** start of Provided material **

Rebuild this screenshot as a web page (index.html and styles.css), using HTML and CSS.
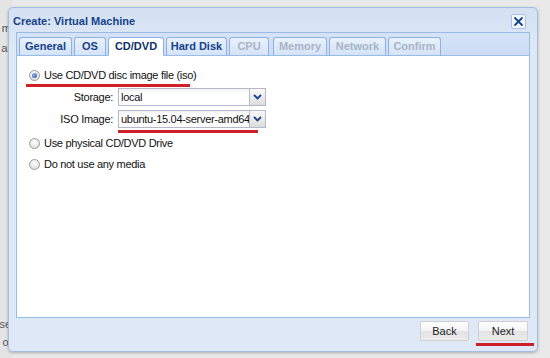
FILE: index.html
```html
<!DOCTYPE html>
<html>
<head>
<meta charset="utf-8">
<link rel="stylesheet" href="styles.css">
</head>
<body>
<div class="desk">
  <div class="bgapp">
    <span class="bg1">m</span>
    <span class="bg2">ar</span>
    <span class="bg3">se</span>
    <span class="bg4">ol</span>
  </div>
  <div class="win">
    <div class="titlebar">
      <span class="title">Create: Virtual Machine</span>
      <span class="close"><svg width="11" height="11" viewBox="0 0 11 11"><path d="M2 2 L9 9 M9 2 L2 9" stroke="#15428b" stroke-width="1.8" stroke-linecap="round"/></svg></span>
    </div>
    <div class="tabpanel">
      <div class="tabstrip">
        <span class="tab t-gen">General</span>
        <span class="tab t-os">OS</span>
        <span class="tab t-cd active">CD/DVD</span>
        <span class="tab t-hd">Hard Disk</span>
        <span class="tab t-cpu dis">CPU</span>
        <span class="tab t-mem dis">Memory</span>
        <span class="tab t-net dis">Network</span>
        <span class="tab t-conf dis">Confirm</span>
      </div>
      <div class="tabbody">
        <div class="radiorow first">
          <span class="radio on"></span><span class="lbl">Use CD/DVD disc image file (iso)</span>
          <span class="redline r1"></span>
        </div>
        <div class="field f1">
          <span class="flabel">Storage:</span>
          <span class="combo"><span class="cinput">local</span><span class="trig"><svg width="9" height="6" viewBox="0 0 9 6"><path d="M1 1 L4.5 4.5 L8 1" stroke="#15428b" stroke-width="1.8" fill="none"/></svg></span></span>
        </div>
        <div class="field">
          <span class="flabel">ISO Image:</span>
          <span class="combo"><span class="cinput">ubuntu-15.04-server-amd64</span><span class="trig"><svg width="9" height="6" viewBox="0 0 9 6"><path d="M1 1 L4.5 4.5 L8 1" stroke="#15428b" stroke-width="1.8" fill="none"/></svg></span></span>
          <span class="redline r2"></span>
        </div>
        <div class="radiorow r-phys">
          <span class="radio"></span><span class="lbl">Use physical CD/DVD Drive</span>
        </div>
        <div class="radiorow r-none">
          <span class="radio"></span><span class="lbl">Do not use any media</span>
        </div>
      </div>
    </div>
    <div class="footer">
      <span class="btn back">Back</span>
      <span class="btn next">Next<span class="redline r3"></span></span>
    </div>
  </div>
</div>
</body>
</html>
```
FILE: styles.css
```css
html, body {
  margin: 0;
  padding: 0;
}
body {
  width: 550px;
  height: 358px;
  overflow: hidden;
  background: #e9e9e9;
  font-family: "Liberation Sans", Arial, sans-serif;
}
.desk {
  position: relative;
  width: 550px;
  height: 358px;
  padding-top: 7px;
  box-sizing: border-box;
}
.bgapp {
  position: absolute;
  left: 0;
  top: 0;
  width: 12px;
  height: 358px;
  background: #e4e4e4;
  font-size: 11px;
  color: #555;
  overflow: hidden;
}
.bgapp span {
  position: absolute;
  right: 1px;
}
.bg1 { top: 22px; }
.bg2 { top: 42px; }
.bg3 { top: 318px; }
.bg4 { top: 336px; }
.win {
  position: relative;
  margin-left: 8px;
  width: 530px;
  height: 345px;
  box-sizing: border-box;
  border: 1px solid #a3bde3;
  border-radius: 5px;
  background: linear-gradient(#d3e1f3, #dfe8f5 40px, #dfe8f6);
  box-shadow: 0 1px 3px rgba(0,0,0,0.25);
  display: flex;
  flex-direction: column;
}
.titlebar {
  height: 24px;
  display: flex;
  align-items: center;
  justify-content: space-between;
  padding: 0 11px 0 4px;
}
.title {
  font-weight: bold;
  font-size: 11px;
  color: #15428b;
  padding-top: 1px;
}
.close {
  width: 13px;
  height: 13px;
  border: 1px solid #a9c1e3;
  border-radius: 2px;
  background: #f3f7fc;
  display: flex;
  align-items: center;
  justify-content: center;
  margin-top: 3px;
}
.tabpanel {
  margin: 0 7px;
  border: 1px solid #99bbe8;
  display: flex;
  flex-direction: column;
}
.tabstrip {
  height: 22px;
  background: linear-gradient(#d5e3f6, #cbdcf3);
  display: flex;
  align-items: flex-end;
  gap: 2px;
  padding-left: 2px;
  border-bottom: 1px solid #99bbe8;
}
.tab {
  height: 17px;
  line-height: 17px;
  margin-bottom: -1px;
  box-sizing: content-box;
  border: 1px solid #8db2e3;
  border-bottom: 1px solid #99bbe8;
  border-radius: 3px 3px 0 0;
  background: linear-gradient(#e9f1fc, #d4e3f7);
  color: #15428b;
  font-weight: bold;
  font-size: 11px;
  text-align: center;
  white-space: nowrap;
}
.t-gen { width: 51px; }
.t-os { width: 30px; }
.t-cd { width: 54px; }
.t-hd { width: 59px; }
.t-cpu { width: 38px; }
.t-mem { width: 52px; margin-left: 2px; }
.t-net { width: 55px; }
.t-conf { width: 51px; }
.tab.active {
  background: #fff;
  border-bottom-color: #fff;
  color: #0f3170;
}
.tab.dis {
  color: #a9b4c5;
}
.tabbody {
  background: #fff;
  height: 261px;
  padding: 9px 0 0 12px;
  box-sizing: border-box;
  display: flex;
  flex-direction: column;
}
.radiorow {
  position: relative;
  display: flex;
  align-items: center;
  height: 20px;
  font-size: 11px;
  letter-spacing: -0.3px;
  color: #111;
}
.r-phys { margin-top: 3px; }
.r-none { margin-top: 1px; }
.radio {
  width: 11px;
  height: 11px;
  border-radius: 50%;
  border: 1px solid #9a9a9a;
  background: radial-gradient(circle at 50% 35%, #fff, #d8d8d8);
  box-sizing: border-box;
  margin-right: 4px;
  position: relative;
}
.radio.on::after {
  content: "";
  position: absolute;
  left: 2px;
  top: 2px;
  width: 5px;
  height: 5px;
  border-radius: 50%;
  background: radial-gradient(circle at 40% 35%, #8fb6e8, #1d4f9a);
}
.redline {
  position: absolute;
  height: 3px;
  background: #cf2027;
}
.r1 { left: -3px; width: 164px; bottom: -2px; }
.r2 { left: 89px; width: 140px; bottom: -3px; }
.field {
  position: relative;
  display: flex;
  align-items: center;
  height: 22px;
  font-size: 11px;
  letter-spacing: -0.3px;
  color: #111;
}
.f1 { margin-top: 1px; }
.flabel {
  width: 84px;
  text-align: right;
  padding-right: 5px;
}
.combo {
  display: flex;
  height: 18px;
  width: 148px;
}
.cinput {
  flex: 1;
  border: 1px solid #b5b8c8;
  border-right: none;
  background: linear-gradient(#f2f2f2, #fff 4px);
  line-height: 16px;
  padding-left: 2px;
  white-space: nowrap;
  overflow: hidden;
}
.trig {
  width: 15px;
  border: 1px solid #b5b8c8;
  background: linear-gradient(#fafafa, #dcdcdc);
  display: flex;
  align-items: center;
  justify-content: center;
}
.footer {
  flex: 1;
  display: flex;
  justify-content: flex-end;
  align-items: flex-start;
  gap: 9px;
  padding: 3px 9px 0 0;
}
.btn {
  position: relative;
  box-sizing: border-box;
  height: 20px;
  line-height: 18px;
  text-align: center;
  font-size: 11px;
  color: #222;
  border: 1px solid #d0d0d0;
  border-radius: 2px;
  background: linear-gradient(#ffffff, #f4f4f4 50%, #e2e2e2 51%, #ececec);
}
.back { width: 49px; }
.next { width: 50px; }
.r3 { left: -3px; width: 58px; bottom: -6px; height: 3px; }
```
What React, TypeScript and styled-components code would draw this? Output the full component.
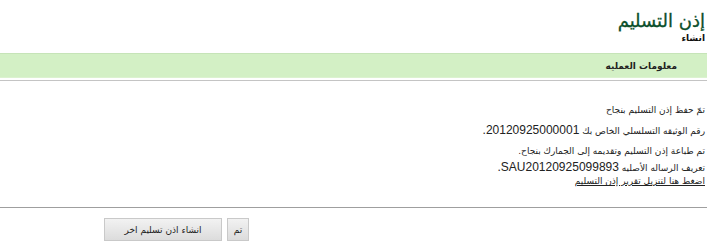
import React from "react";
import styled, { createGlobalStyle } from "styled-components";

const GlobalStyle = createGlobalStyle`
  html, body {
    margin: 0;
    padding: 0;
    background: #ffffff;
    overflow: hidden;
  }
  body {
    font-family: Tahoma, "DejaVu Sans", sans-serif;
    color: #222;
  }
`;

export default function App() {
  return (
    <>
      <GlobalStyle />
      <Page dir="rtl">
        <Header>
          <Title>إذن التسليم</Title>
          <SubTitle>انشاء</SubTitle>
        </Header>
        <SectionBar>
          <SectionTitle>معلومات العمليه</SectionTitle>
        </SectionBar>
        <Messages>
          <Line>تمّ حفظ إذن التسليم بنجاح</Line>
          <Line>
            رقم الوثيقه التسلسلي الخاص بك <Num>20120925000001.</Num>
          </Line>
          <Line>تم طباعة إذن التسليم وتقديمه إلى الجمارك بنجاح.</Line>
          <Line $pull={4}>
            تعريف الرساله الأصليه <Num>SAU20120925099893.</Num>
          </Line>
          <DownloadLink href="#">اضغط هنا لتنزيل تقرير إذن التسليم</DownloadLink>
        </Messages>
        <Divider />
        <ButtonRow>
          <Button $w={22}>تم</Button>
          <Button $w={118}>انشاء اذن تسليم اخر</Button>
        </ButtonRow>
      </Page>
    </>
  );
}

const Page = styled.div`
  width: 707px;
  height: 246px;
  direction: rtl;
`;

const Header = styled.div`
  display: flex;
  flex-direction: column;
  align-items: flex-start;
  padding: 9px 2px 0 0;
  height: 43px;
  box-sizing: border-box;
`;

const Title = styled.h1`
  margin: 0;
  font-family: Tahoma, "DejaVu Sans", sans-serif;
  font-size: 18px;
  font-weight: normal;
  -webkit-text-stroke: 0.3px #0b4f2b;
  line-height: 24px;
  color: #0b4f2b;
`;

const SubTitle = styled.div`
  font-size: 9px;
  font-weight: bold;
  line-height: 10px;
  color: #111;
`;

const SectionBar = styled.div`
  height: 25px;
  background: #d3f0c5;
  border-top: 1px solid #c6e4b8;
  border-bottom: 1px solid #dcf2d0;
  display: flex;
  align-items: center;
  padding-right: 30px;
  box-sizing: border-box;
  margin-top: 10px;
  box-shadow: 0 2px 0 #ffffff, 0 3px 0 #c4c4c4;
`;

const SectionTitle = styled.span`
  font-size: 9px;
  font-weight: bold;
  color: #222;
`;

const Messages = styled.div`
  display: flex;
  flex-direction: column;
  align-items: flex-start;
  padding: 22px 2px 0 0;
  height: 129px;
  box-sizing: border-box;
`;

const Line = styled.div<{ $pull?: number }>`
  font-size: 9px;
  line-height: 20px;
  margin-top: ${(p) => -(p.$pull ?? 0)}px;
  color: #222;
`;

const Num = styled.span`
  font-family: "Liberation Sans", Arial, sans-serif;
  font-size: 12px;
`;

const DownloadLink = styled.a`
  font-size: 9px;
  line-height: 12px;
  margin-top: -3px;
  color: #222;
  text-decoration: underline;
`;

const Divider = styled.div`
  height: 1px;
  background: #9f9f9f;
`;

const ButtonRow = styled.div`
  display: flex;
  justify-content: flex-end;
  gap: 5px;
  padding: 10px 0 0 104px;
`;

const Button = styled.button<{ $w: number }>`
  width: ${(p) => p.$w}px;
  height: 23px;
  padding: 0;
  border: 1px solid #c9c9c9;
  background: linear-gradient(#f2f2f2, #dcdcdc);
  font-family: Tahoma, "DejaVu Sans", sans-serif;
  font-size: 9px;
  color: #222;
`;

** end of Provided material **

◆ Stated exercise: Search the listing for the word "index". Copy every line in which it occurs.

◆ Final result:
Rebuild this screenshot as a web page (index.html and styles.css), using HTML and CSS.
FILE: index.html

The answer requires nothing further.